**Problem to work on**
Give an exact copy of every line, leaving images out.

**Data lines**
::::::::::
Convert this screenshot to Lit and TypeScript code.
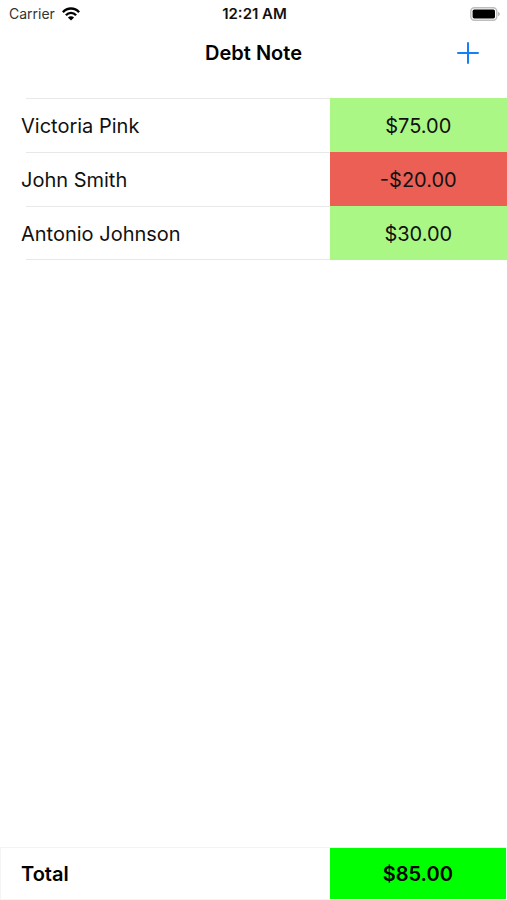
import { LitElement, html, css } from "lit";
import { customElement, state } from "lit/decorators.js";
import { classMap } from "lit/directives/class-map.js";

interface Debt {
  name: string;
  amount: number;
}

const money = (value: number) =>
  `${value < 0 ? "-" : ""}$${Math.abs(value).toFixed(2)}`;

@customElement("status-bar")
class StatusBar extends LitElement {
  static styles = css`
    :host {
      display: grid;
      grid-template-columns: 1fr auto 1fr;
      align-items: center;
      height: 28px;
      padding: 0 7px 0 9px;
      font-size: 14px;
      line-height: 20px;
      color: #111;
    }
    .carrier {
      display: flex;
      align-items: center;
      gap: 7px;
      color: #333;
    }
    .time {
      font-size: 15px;
      font-weight: 600;
    }
    .battery {
      justify-self: end;
    }
    svg {
      display: block;
    }
  `;

  render() {
    return html`
      <span class="carrier">
        Carrier
        <svg width="18" height="14" viewBox="0 0 18 14" aria-hidden="true">
          <g fill="none" stroke="#000" stroke-width="2.4">
            <path d="M0.9 5.2C5.4 0.3 12.6 0.3 17.1 5.2" />
            <path d="M3.9 8.2C6.8 5.1 11.2 5.1 14.1 8.2" />
          </g>
          <path d="M9 13.6L5.9 10.5C7.6 8.9 10.4 8.9 12.1 10.5Z" />
        </svg>
      </span>
      <span class="time">12:21 AM</span>
      <svg class="battery" width="30" height="14" viewBox="0 0 30 14" role="img" aria-label="Battery full">
        <rect x="0.8" y="0.8" width="26" height="12.4" rx="3.6" fill="#fff" stroke="#bdbdbd" stroke-width="1.4" />
        <rect x="2.6" y="2.6" width="22.4" height="8.8" rx="1.6" />
        <path d="M28.2 4.8C30.2 5.6 30.2 8.4 28.2 9.2Z" fill="#aaa" />
      </svg>
    `;
  }
}

@customElement("app-root")
class AppRoot extends LitElement {
  static styles = css`
    :host {
      display: flex;
      flex-direction: column;
      min-height: 100vh;
      box-sizing: border-box;
      background: #fff;
      color: #111;
      font-family: Inter, "Liberation Sans", sans-serif;
      font-size: 20px;
      line-height: 24px;
    }
    header {
      display: grid;
      grid-template-columns: 1fr auto 1fr;
      align-items: center;
      height: 50px;
      padding: 0 24px;
    }
    h1 {
      grid-column: 2;
      margin: 0;
      font-size: 20px;
      font-weight: 600;
      color: #000;
    }
    .add {
      justify-self: end;
      padding: 4px;
      border: 0;
      background: none;
      cursor: pointer;
    }
    .add svg {
      display: block;
    }
    main {
      flex: 1;
      padding-top: 20px;
    }
    table {
      width: 100%;
      table-layout: fixed;
      border-collapse: collapse;
    }
    th,
    td {
      box-sizing: border-box;
      height: 54px;
      padding: 2px 0 0;
      font-weight: 400;
    }
    .name {
      width: 65%;
      padding-left: 21px;
      text-align: left;
      background: linear-gradient(#e8e8e8, #e8e8e8) 26px 0 / 100% 1px no-repeat;
    }
    tr:last-child .name {
      background:
        linear-gradient(#e8e8e8, #e8e8e8) 26px 0 / 100% 1px no-repeat,
        linear-gradient(#e8e8e8, #e8e8e8) 26px 100% / 100% 1px no-repeat;
    }
    .amount {
      text-align: center;
      background: #abf786;
    }
    .amount.owed {
      background: #ec5f54;
    }
    footer {
      display: flex;
      height: 53px;
      font-weight: 600;
      color: #000;
    }
    .label,
    .sum {
      display: flex;
      align-items: center;
      box-sizing: border-box;
      border: 1px solid #f4f4f4;
    }
    .label {
      width: 65%;
      padding-left: 20px;
      border-right: 0;
    }
    .sum {
      flex: 1;
      justify-content: center;
      border-left: 0;
      background: #00ff00;
      background-clip: padding-box;
    }
  `;

  @state() private debts: Debt[] = [
    { name: "Victoria Pink", amount: 75 },
    { name: "John Smith", amount: -20 },
    { name: "Antonio Johnson", amount: 30 },
  ];

  render() {
    const total = this.debts.reduce((sum, debt) => sum + debt.amount, 0);
    return html`
      <status-bar></status-bar>
      <header>
        <h1>Debt Note</h1>
        <button class="add" aria-label="Add debt">
          <svg width="22" height="22" viewBox="0 0 22 22" aria-hidden="true">
            <path d="M11 1V21M1 11H21" fill="none" stroke="#1580f5" stroke-width="2" stroke-linecap="round" />
          </svg>
        </button>
      </header>
      <main>
        <table>
          <tbody>
            ${this.debts.map(
              (debt) => html`
                <tr>
                  <th class="name" scope="row">${debt.name}</th>
                  <td class=${classMap({ amount: true, owed: debt.amount < 0 })}>
                    ${money(debt.amount)}
                  </td>
                </tr>
              `
            )}
          </tbody>
        </table>
      </main>
      <footer>
        <span class="label">Total</span>
        <span class="sum">${money(total)}</span>
      </footer>
    `;
  }
}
::::::::::
**Task result**
Convert this screenshot to Lit and TypeScript code.
import { LitElement, html, css } from "lit";
import { customElement, state } from "lit/decorators.js";
import { classMap } from "lit/directives/class-map.js";

interface Debt {
  name: string;
  amount: number;
}

const money = (value: number) =>
  `${value < 0 ? "-" : ""}$${Math.abs(value).toFixed(2)}`;

@customElement("status-bar")
class StatusBar extends LitElement {
  static styles = css`
    :host {
      display: grid;
      grid-template-columns: 1fr auto 1fr;
      align-items: center;
      height: 28px;
      padding: 0 7px 0 9px;
      font-size: 14px;
      line-height: 20px;
      color: #111;
    }
    .carrier {
      display: flex;
      align-items: center;
      gap: 7px;
      color: #333;
    }
    .time {
      font-size: 15px;
      font-weight: 600;
    }
    .battery {
      justify-self: end;
    }
    svg {
      display: block;
    }
  `;

  render() {
    return html`
      <span class="carrier">
        Carrier
        <svg width="18" height="14" viewBox="0 0 18 14" aria-hidden="true">
          <g fill="none" stroke="#000" stroke-width="2.4">
            <path d="M0.9 5.2C5.4 0.3 12.6 0.3 17.1 5.2" />
            <path d="M3.9 8.2C6.8 5.1 11.2 5.1 14.1 8.2" />
          </g>
          <path d="M9 13.6L5.9 10.5C7.6 8.9 10.4 8.9 12.1 10.5Z" />
        </svg>
      </span>
      <span class="time">12:21 AM</span>
      <svg class="battery" width="30" height="14" viewBox="0 0 30 14" role="img" aria-label="Battery full">
        <rect x="0.8" y="0.8" width="26" height="12.4" rx="3.6" fill="#fff" stroke="#bdbdbd" stroke-width="1.4" />
        <rect x="2.6" y="2.6" width="22.4" height="8.8" rx="1.6" />
        <path d="M28.2 4.8C30.2 5.6 30.2 8.4 28.2 9.2Z" fill="#aaa" />
      </svg>
    `;
  }
}

@customElement("app-root")
class AppRoot extends LitElement {
  static styles = css`
    :host {
      display: flex;
      flex-direction: column;
      min-height: 100vh;
      box-sizing: border-box;
      background: #fff;
      color: #111;
      font-family: Inter, "Liberation Sans", sans-serif;
      font-size: 20px;
      line-height: 24px;
    }
    header {
      display: grid;
      grid-template-columns: 1fr auto 1fr;
      align-items: center;
      height: 50px;
      padding: 0 24px;
    }
    h1 {
      grid-column: 2;
      margin: 0;
      font-size: 20px;
      font-weight: 600;
      color: #000;
    }
    .add {
      justify-self: end;
      padding: 4px;
      border: 0;
      background: none;
      cursor: pointer;
    }
    .add svg {
      display: block;
    }
    main {
      flex: 1;
      padding-top: 20px;
    }
    table {
      width: 100%;
      table-layout: fixed;
      border-collapse: collapse;
    }
    th,
    td {
      box-sizing: border-box;
      height: 54px;
      padding: 2px 0 0;
      font-weight: 400;
    }
    .name {
      width: 65%;
      padding-left: 21px;
      text-align: left;
      background: linear-gradient(#e8e8e8, #e8e8e8) 26px 0 / 100% 1px no-repeat;
    }
    tr:last-child .name {
      background:
        linear-gradient(#e8e8e8, #e8e8e8) 26px 0 / 100% 1px no-repeat,
        linear-gradient(#e8e8e8, #e8e8e8) 26px 100% / 100% 1px no-repeat;
    }
    .amount {
      text-align: center;
      background: #abf786;
    }
    .amount.owed {
      background: #ec5f54;
    }
    footer {
      display: flex;
      height: 53px;
      font-weight: 600;
      color: #000;
    }
    .label,
    .sum {
      display: flex;
      align-items: center;
      box-sizing: border-box;
      border: 1px solid #f4f4f4;
    }
    .label {
      width: 65%;
      padding-left: 20px;
      border-right: 0;
    }
    .sum {
      flex: 1;
      justify-content: center;
      border-left: 0;
      background: #00ff00;
      background-clip: padding-box;
    }
  `;

  @state() private debts: Debt[] = [
    { name: "Victoria Pink", amount: 75 },
    { name: "John Smith", amount: -20 },
    { name: "Antonio Johnson", amount: 30 },
  ];

  render() {
    const total = this.debts.reduce((sum, debt) => sum + debt.amount, 0);
    return html`
      <status-bar></status-bar>
      <header>
        <h1>Debt Note</h1>
        <button class="add" aria-label="Add debt">
          <svg width="22" height="22" viewBox="0 0 22 22" aria-hidden="true">
            <path d="M11 1V21M1 11H21" fill="none" stroke="#1580f5" stroke-width="2" stroke-linecap="round" />
          </svg>
        </button>
      </header>
      <main>
        <table>
          <tbody>
            ${this.debts.map(
              (debt) => html`
                <tr>
                  <th class="name" scope="row">${debt.name}</th>
                  <td class=${classMap({ amount: true, owed: debt.amount < 0 })}>
                    ${money(debt.amount)}
                  </td>
                </tr>
              `
            )}
          </tbody>
        </table>
      </main>
      <footer>
        <span class="label">Total</span>
        <span class="sum">${money(total)}</span>
      </footer>
    `;
  }
}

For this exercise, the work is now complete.